UNM and the Air Force Research Laboratory are working together to encourage STEM students to pursue internships and plan for careers.

The UNM and AFRL mentoring program, which began in fall 2015, is accepting applications for this semester until January 30th.

Tara Hackel, who helped create the program, said it pairs scientists who work at AFRL with UNM students to support students with an interest in STEM — the fields of science, technology, engineering and math — and to help scientists build their leadership skills.

The program was created by the STEM Collaborative Center and AFRL to build a pathway for students interested in internships at the Air Force labs, Hackel said.

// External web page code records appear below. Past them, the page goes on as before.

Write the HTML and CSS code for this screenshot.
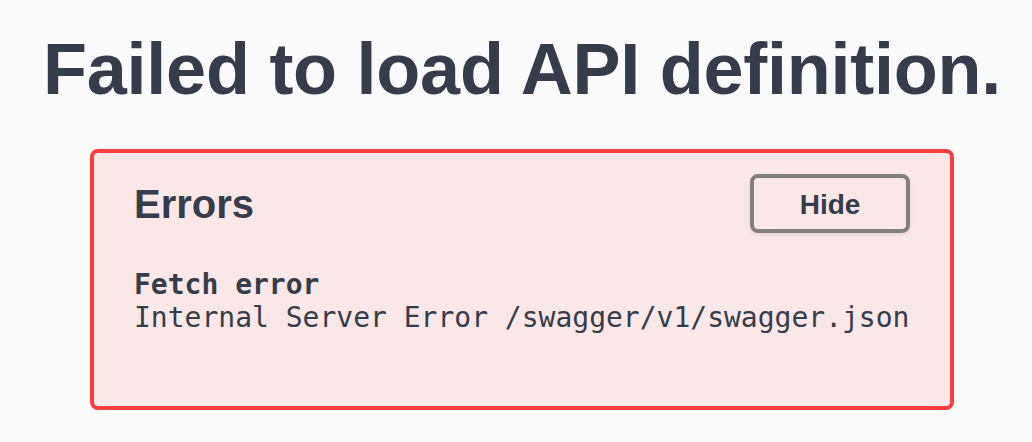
FILE: index.html
```html
<!DOCTYPE html>
<html lang="en">
<head>
<meta charset="utf-8">
<title>Swagger UI</title>
<link rel="stylesheet" href="styles.css">
</head>
<body>
<div class="page">
  <h1 class="title">Failed to load API definition.</h1>
  <div class="errors">
    <div class="errors-header">
      <h4 class="errors-title">Errors</h4>
      <button class="btn-hide" type="button">Hide</button>
    </div>
    <div class="error">
      <div class="error-head">Fetch error</div>
      <div class="error-msg">Internal Server Error /swagger/v1/swagger.json</div>
    </div>
  </div>
</div>
</body>
</html>
```

FILE: styles.css
```css
html, body {
  margin: 0;
  padding: 0;
  background: #fafafa;
}
body {
  font-family: "Liberation Sans", Arial, sans-serif;
  color: #363c49;
}
.page {
  padding: 28px 0 0 12px;
  display: flex;
  flex-direction: column;
  align-items: center;
}
.title {
  margin: 0;
  font-size: 72px;
  font-weight: 700;
  line-height: normal;
  letter-spacing: -0.25px;
  color: #363c49;
  white-space: nowrap;
}
.errors {
  box-sizing: border-box;
  width: 864px;
  margin-top: 39px;
  padding: 21px 40px 20px;
  border: 4px solid #f93e3e;
  border-radius: 8px;
  background: #fae7e7;
}
.errors-header {
  display: flex;
  align-items: center;
  justify-content: space-between;
}
.errors-title {
  margin: 0;
  font-size: 40px;
  font-weight: 700;
  line-height: 1;
  color: #363c49;
}
.btn-hide {
  box-sizing: border-box;
  height: 59px;
  width: 160px;
  padding: 2px 0 0;
  border: 4px solid #808080;
  border-radius: 8px;
  background: transparent;
  font-family: "Liberation Sans", Arial, sans-serif;
  font-size: 28px;
  font-weight: 700;
  color: #363c49;
  box-shadow: 0 2px 4px rgba(0,0,0,0.08);
}
.error {
  margin-top: 35px;
  margin-bottom: 52px;
  font-family: "DejaVu Sans Mono", Menlo, monospace;
  font-size: 28px;
  line-height: 33px;
  color: #363c49;
}
.error-head {
  font-weight: 700;
}
```
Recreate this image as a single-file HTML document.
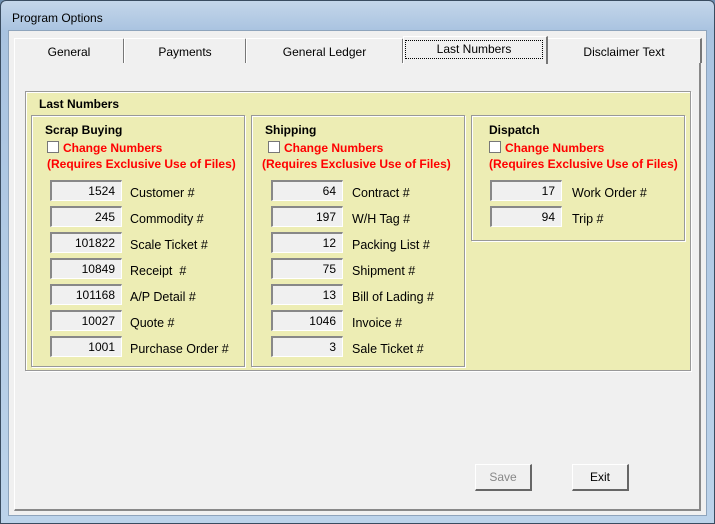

“I’m coming from an engineering background, and being one of the few women in my field and a first year student it was really hard to find mentors that I could relate to that understood what I was going through,” she said.

The mentor-mentee relationship is unique because it offers students a chance to form a relationship with a scientist in their field who isn’t a professor or employer, Hackel said.

Chemical engineering sophomore Denise Cano said she’s wanted to be an engineer since seventh grade.

Cano started the program last fall and said she likes having someone to advise her on resume writing and internship applications.

“My parents never went to college; they barely speak English,” Cano said. “So for me it’s kind of difficult to be able to talk to them about it, because they don’t understand exactly. They’re like ‘Oh, that’s good, mija,’ but they can’t advise me where to apply or where to go.”

She said she was surprised at how well she connected to her mentor despite their age difference and thinks anyone who’s “lost” should apply to the program so they can see what the professional world looks like.

Hackel said the program helps AFRL employees build leadership skills, and she’s heard it can sometimes help them with promotions.

Paul Moran, deputy program manager for AFRL’s gas laser program, said he’s been a mentor in the program since it started with only eight pairs of mentors and mentees. It has since helped him meet UNM students and faculty.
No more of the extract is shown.